As someone who's had a job since he was 13, it's tough for Stody to just "lie around." Even tougher is the fact that he doesn't know when he'll be able to dive again.
He remembers his last dive, with spearfisher and reef advocate Darrell Tanaka in South Maui waters, just a week before his world fell apart. "It was a perfect day, the safest dive I've been on," Stody said. "We grabbed an octopus and a couple fish that day."
Not long before that, he got to dive with one of his heroes, Brian Yoshikawa of Maui Sporting Goods, who is renowned in the diving community for his stewardship of Hawaii's reefs.
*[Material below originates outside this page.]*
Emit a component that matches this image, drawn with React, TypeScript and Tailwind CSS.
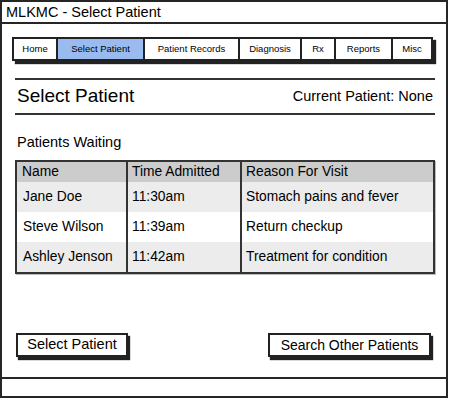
export default function App() {
  const tabs = [
    { label: 'Home', w: 'w-[46px]' },
    { label: 'Select Patient', w: 'w-[87px]', active: true },
    { label: 'Patient Records', w: 'w-[95px]' },
    { label: 'Diagnosis', w: 'w-[62px]' },
    { label: 'Rx', w: 'w-[34px]' },
    { label: 'Reports', w: 'w-[57px]' },
    { label: 'Misc', w: 'w-[40px]' },
  ]

  const patients = [
    { name: 'Jane Doe', time: '11:30am', reason: 'Stomach pains and fever', bg: 'bg-[#ececec]' },
    { name: 'Steve Wilson', time: '11:39am', reason: 'Return checkup', bg: 'bg-white' },
    { name: 'Ashley Jenson', time: '11:42am', reason: 'Treatment for condition', bg: 'bg-[#ececec]' },
  ]

  return (
    <div className="w-[450px] h-[400px] bg-white text-black font-['Liberation_Sans',Arial,sans-serif]">
      <div className="w-[448px] h-[398px] flex flex-col">
        {/* title bar */}
        <div className="h-[24px] border-2 border-[#262626] flex items-center pl-[4px] text-[14.5px] leading-none">
          MLKMC - Select Patient
        </div>

        {/* window body */}
        <div className="flex-1 border-x-2 border-[#262626] flex flex-col">
          <div className="ml-[10px] mt-[13px] flex h-[24px] w-[421px] shadow-[3px_3px_1px_#222]">
            {tabs.map((t, i) => (
              <div
                key={t.label}
                className={`${t.w} h-full border-y-2 border-r-2 border-[#222] flex items-center justify-center text-[9.5px] ${i === 0 ? 'border-l-2' : ''} ${t.active ? 'bg-[#99bbef]' : 'bg-white'}`}
              >
                {t.label}
              </div>
            ))}
          </div>

          <div className="ml-[13px] mt-[17px] w-[420px] h-[2px] bg-[#333]" />
          <div className="ml-[15px] w-[416px] h-[33px] flex items-center justify-between">
            <span className="text-[19px]">Select Patient</span>
            <span className="text-[14.5px]">Current Patient: None</span>
          </div>
          <div className="ml-[13px] w-[420px] h-[2px] bg-[#333]" />

          <div className="ml-[15px] mt-[18px] h-[20px] flex items-center text-[14.5px]">Patients Waiting</div>

          {/* table */}
          <div className="ml-[13px] mt-[7px] w-[420px] border-2 border-[#333] text-[13.8px] shadow-[1px_1px_0_#bbb]">
            <div className="flex h-[20px] bg-[#cccccc]">
              <div className="w-[111px] border-r-2 border-[#333] pl-[5px] flex items-center">Name</div>
              <div className="w-[114px] border-r-2 border-[#333] pl-[4px] flex items-center">Time Admitted</div>
              <div className="flex-1 pl-[4px] flex items-center">Reason For Visit</div>
            </div>
            {patients.map((p) => (
              <div key={p.name} className={`flex h-[30px] ${p.bg}`}>
                <div className="w-[111px] border-r-2 border-[#333] pl-[6px] flex items-center">{p.name}</div>
                <div className="w-[114px] border-r-2 border-[#333] pl-[4px] flex items-center">{p.time}</div>
                <div className="flex-1 pl-[4px] flex items-center">{p.reason}</div>
              </div>
            ))}
          </div>

          <div className="mt-[59px] pl-[14px] pr-[15px] flex justify-between">
            <button className="w-[112px] h-[24px] border-2 border-[#222] bg-white flex items-center justify-center text-[14.5px] shadow-[2px_3px_1px_#222]">
              Select Patient
            </button>
            <button className="w-[163px] h-[24px] border-2 border-[#222] bg-white flex items-center justify-center text-[14px] shadow-[2px_3px_1px_#222]">
              Search Other Patients
            </button>
          </div>
        </div>

        {/* status bar */}
        <div className="h-[21px] border-2 border-[#262626]" />
      </div>
    </div>
  )
}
Yoshikawa coordinates an annual Father's Day spearfishing tournament in honor of 2-year-old Daniel Perreira, who lost his battle with cancer.
Little did Yoshikawa know he would soon be coordinating a tournament for Stody. "Cancer does not know a vacation or leave, or how rich or poor you are, or good or bad," Yoshikawa said."It just steamrolls you despite whatever else is going on in your life - it takes over your life and takes it away if you allow it to We as the dive community will try to help one of our own, and not let it pass without a fight."
Next Sunday's Roi Roundup 2008 targets three invasive fish: roi, taape and toau. Roi was introduced to Hawaii in 1956, and has become the dominant predator on coral reefs in the Hawaiian Islands, eating an average of 146 fish per year, especially uhu and surgeon fish.
Tournaments like this one help protect the reefs by trying to control the invasive species population. According to Yoshikawa, "All the fish taken will be utilized for scientific/ciguatera studies and/or consumed by whoever wants them or the sharks at the Maui Ocean Center. Nothing will be wasted."
Before his diagnosis, Stody was helping to organize the tournament. Now the funds from the raffle will go to help pay the medical bills that are piling up, despite the health insurance the Stodelles have through Melany's work at Kihei Charter School.
It's the beginning of a long, hard fight for a man who has spent his whole life fighting to save others. But Stody is ready.
"I believe in the power of positive thinking," he said. "I believe everybody has an important job in this world."
For Stody, that job now is to see his daughter grow up.